_Information provided_
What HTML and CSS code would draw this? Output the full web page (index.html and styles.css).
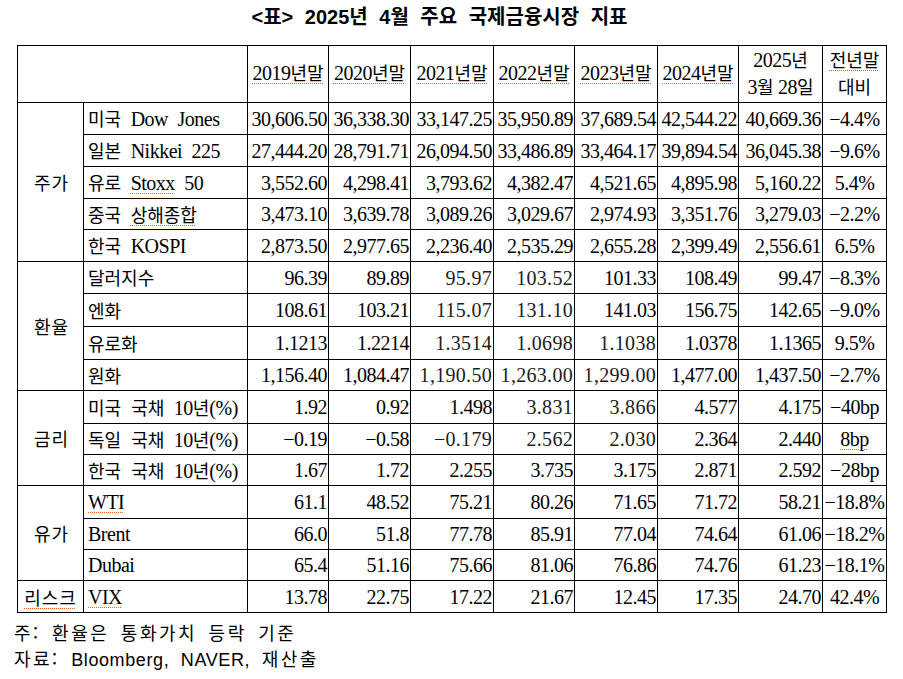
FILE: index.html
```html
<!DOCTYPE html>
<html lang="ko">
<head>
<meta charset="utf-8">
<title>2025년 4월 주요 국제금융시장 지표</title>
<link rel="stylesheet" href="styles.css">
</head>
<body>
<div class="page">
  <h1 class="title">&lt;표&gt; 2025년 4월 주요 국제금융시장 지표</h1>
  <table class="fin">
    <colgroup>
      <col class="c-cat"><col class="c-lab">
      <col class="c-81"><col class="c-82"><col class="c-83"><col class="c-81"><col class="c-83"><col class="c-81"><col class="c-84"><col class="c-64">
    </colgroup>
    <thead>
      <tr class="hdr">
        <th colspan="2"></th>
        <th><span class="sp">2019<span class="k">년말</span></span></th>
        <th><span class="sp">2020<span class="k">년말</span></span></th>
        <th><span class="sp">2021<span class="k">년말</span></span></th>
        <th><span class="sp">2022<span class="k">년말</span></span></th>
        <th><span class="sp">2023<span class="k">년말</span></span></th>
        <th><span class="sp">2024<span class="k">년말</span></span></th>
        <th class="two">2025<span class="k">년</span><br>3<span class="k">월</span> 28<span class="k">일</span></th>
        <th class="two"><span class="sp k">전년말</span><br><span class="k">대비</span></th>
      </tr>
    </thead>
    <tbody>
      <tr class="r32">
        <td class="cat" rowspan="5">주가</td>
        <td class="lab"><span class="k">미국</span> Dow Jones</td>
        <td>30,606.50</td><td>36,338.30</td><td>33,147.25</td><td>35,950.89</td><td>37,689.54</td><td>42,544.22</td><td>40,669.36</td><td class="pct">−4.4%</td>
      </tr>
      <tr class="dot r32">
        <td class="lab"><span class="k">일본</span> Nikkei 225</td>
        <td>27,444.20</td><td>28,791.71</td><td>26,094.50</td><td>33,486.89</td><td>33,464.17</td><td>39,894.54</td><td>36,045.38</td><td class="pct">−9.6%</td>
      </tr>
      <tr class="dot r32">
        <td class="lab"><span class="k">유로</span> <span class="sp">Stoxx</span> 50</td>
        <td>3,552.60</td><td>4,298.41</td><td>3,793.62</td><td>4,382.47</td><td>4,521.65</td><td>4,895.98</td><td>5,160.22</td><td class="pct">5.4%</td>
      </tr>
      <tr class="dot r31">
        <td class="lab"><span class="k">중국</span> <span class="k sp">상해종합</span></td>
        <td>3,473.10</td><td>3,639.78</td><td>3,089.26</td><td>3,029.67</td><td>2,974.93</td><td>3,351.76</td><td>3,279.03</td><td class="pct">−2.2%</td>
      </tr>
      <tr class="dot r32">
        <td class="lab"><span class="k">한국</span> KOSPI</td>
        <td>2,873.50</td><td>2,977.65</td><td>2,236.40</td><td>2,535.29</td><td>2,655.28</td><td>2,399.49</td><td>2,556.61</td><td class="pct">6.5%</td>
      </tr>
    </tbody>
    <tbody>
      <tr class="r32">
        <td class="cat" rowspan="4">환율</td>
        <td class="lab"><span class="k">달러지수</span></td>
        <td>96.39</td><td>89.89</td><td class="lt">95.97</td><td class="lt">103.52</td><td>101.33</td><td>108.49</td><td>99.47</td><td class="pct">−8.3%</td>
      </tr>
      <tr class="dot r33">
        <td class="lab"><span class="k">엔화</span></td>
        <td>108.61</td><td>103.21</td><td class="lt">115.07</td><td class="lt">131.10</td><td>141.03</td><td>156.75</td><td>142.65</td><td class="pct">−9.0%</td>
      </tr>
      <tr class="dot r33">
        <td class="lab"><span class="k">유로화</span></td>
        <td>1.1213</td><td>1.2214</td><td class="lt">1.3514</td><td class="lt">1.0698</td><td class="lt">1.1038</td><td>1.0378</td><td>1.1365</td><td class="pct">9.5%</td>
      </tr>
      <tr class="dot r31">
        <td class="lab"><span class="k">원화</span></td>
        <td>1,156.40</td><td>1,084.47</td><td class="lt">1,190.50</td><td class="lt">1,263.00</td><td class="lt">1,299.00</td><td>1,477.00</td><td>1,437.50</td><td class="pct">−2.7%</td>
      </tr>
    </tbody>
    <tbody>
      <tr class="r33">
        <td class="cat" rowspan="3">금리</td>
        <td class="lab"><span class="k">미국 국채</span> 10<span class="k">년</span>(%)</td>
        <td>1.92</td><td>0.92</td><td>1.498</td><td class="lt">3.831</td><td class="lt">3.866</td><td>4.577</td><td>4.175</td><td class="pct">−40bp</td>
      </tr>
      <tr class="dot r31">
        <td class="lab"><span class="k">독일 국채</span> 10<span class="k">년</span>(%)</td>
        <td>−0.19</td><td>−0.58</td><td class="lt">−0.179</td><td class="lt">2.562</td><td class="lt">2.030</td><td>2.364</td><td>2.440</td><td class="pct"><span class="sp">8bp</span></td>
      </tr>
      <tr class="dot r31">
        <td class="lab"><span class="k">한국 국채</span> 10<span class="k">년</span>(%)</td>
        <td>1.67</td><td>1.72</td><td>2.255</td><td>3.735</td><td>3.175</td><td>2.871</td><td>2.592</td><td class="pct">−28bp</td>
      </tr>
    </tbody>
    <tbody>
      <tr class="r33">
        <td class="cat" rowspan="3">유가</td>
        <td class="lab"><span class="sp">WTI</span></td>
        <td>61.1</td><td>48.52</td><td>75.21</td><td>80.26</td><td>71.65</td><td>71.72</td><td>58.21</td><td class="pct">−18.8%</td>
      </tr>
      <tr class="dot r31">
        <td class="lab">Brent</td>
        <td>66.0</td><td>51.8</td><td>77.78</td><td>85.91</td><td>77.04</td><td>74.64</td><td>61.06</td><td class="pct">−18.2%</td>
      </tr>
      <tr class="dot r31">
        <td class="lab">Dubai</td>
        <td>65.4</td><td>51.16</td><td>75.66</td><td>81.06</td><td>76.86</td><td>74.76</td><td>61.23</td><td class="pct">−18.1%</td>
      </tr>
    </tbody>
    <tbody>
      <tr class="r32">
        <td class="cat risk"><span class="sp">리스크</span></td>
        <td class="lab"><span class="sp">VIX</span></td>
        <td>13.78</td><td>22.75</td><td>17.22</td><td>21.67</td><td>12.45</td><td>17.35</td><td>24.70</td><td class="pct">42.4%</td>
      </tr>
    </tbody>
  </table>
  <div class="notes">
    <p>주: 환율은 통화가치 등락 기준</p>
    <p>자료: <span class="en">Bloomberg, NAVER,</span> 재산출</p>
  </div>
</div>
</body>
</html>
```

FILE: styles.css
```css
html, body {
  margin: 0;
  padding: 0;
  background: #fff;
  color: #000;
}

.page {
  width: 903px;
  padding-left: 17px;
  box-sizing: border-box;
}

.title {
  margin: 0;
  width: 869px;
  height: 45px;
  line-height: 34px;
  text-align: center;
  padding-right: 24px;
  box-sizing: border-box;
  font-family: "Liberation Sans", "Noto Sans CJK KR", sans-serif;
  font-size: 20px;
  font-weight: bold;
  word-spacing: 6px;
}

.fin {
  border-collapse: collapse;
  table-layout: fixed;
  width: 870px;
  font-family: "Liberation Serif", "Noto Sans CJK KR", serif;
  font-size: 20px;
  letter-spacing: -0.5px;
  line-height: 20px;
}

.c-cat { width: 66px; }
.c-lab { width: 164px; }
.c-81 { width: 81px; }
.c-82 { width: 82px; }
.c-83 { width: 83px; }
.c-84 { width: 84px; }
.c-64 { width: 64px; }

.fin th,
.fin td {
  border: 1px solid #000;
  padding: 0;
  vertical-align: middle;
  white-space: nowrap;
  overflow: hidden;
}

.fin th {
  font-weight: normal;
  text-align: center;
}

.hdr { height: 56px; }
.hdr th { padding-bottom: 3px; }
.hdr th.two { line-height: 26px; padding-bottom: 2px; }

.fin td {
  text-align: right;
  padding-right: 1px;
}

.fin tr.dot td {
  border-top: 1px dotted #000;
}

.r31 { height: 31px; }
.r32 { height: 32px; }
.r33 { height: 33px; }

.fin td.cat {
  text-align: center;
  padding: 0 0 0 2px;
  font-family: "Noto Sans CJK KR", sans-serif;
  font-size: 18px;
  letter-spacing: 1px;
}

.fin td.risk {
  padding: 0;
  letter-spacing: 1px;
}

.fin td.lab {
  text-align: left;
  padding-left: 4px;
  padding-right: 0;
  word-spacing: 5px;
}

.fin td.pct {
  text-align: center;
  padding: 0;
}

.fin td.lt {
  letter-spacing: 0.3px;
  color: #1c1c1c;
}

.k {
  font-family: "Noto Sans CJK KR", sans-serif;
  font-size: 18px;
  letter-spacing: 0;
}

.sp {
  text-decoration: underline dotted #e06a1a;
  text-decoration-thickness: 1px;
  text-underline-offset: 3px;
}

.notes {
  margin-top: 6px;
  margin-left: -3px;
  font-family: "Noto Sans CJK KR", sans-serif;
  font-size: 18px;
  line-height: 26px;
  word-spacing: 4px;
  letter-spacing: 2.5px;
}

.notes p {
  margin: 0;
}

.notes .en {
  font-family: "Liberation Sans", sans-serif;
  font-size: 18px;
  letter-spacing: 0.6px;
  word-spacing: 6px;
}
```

_Goal_
Copy out each line of the listing that holds "index".

_Full answer_
What HTML and CSS code would draw this? Output the full web page (index.html and styles.css).
FILE: index.html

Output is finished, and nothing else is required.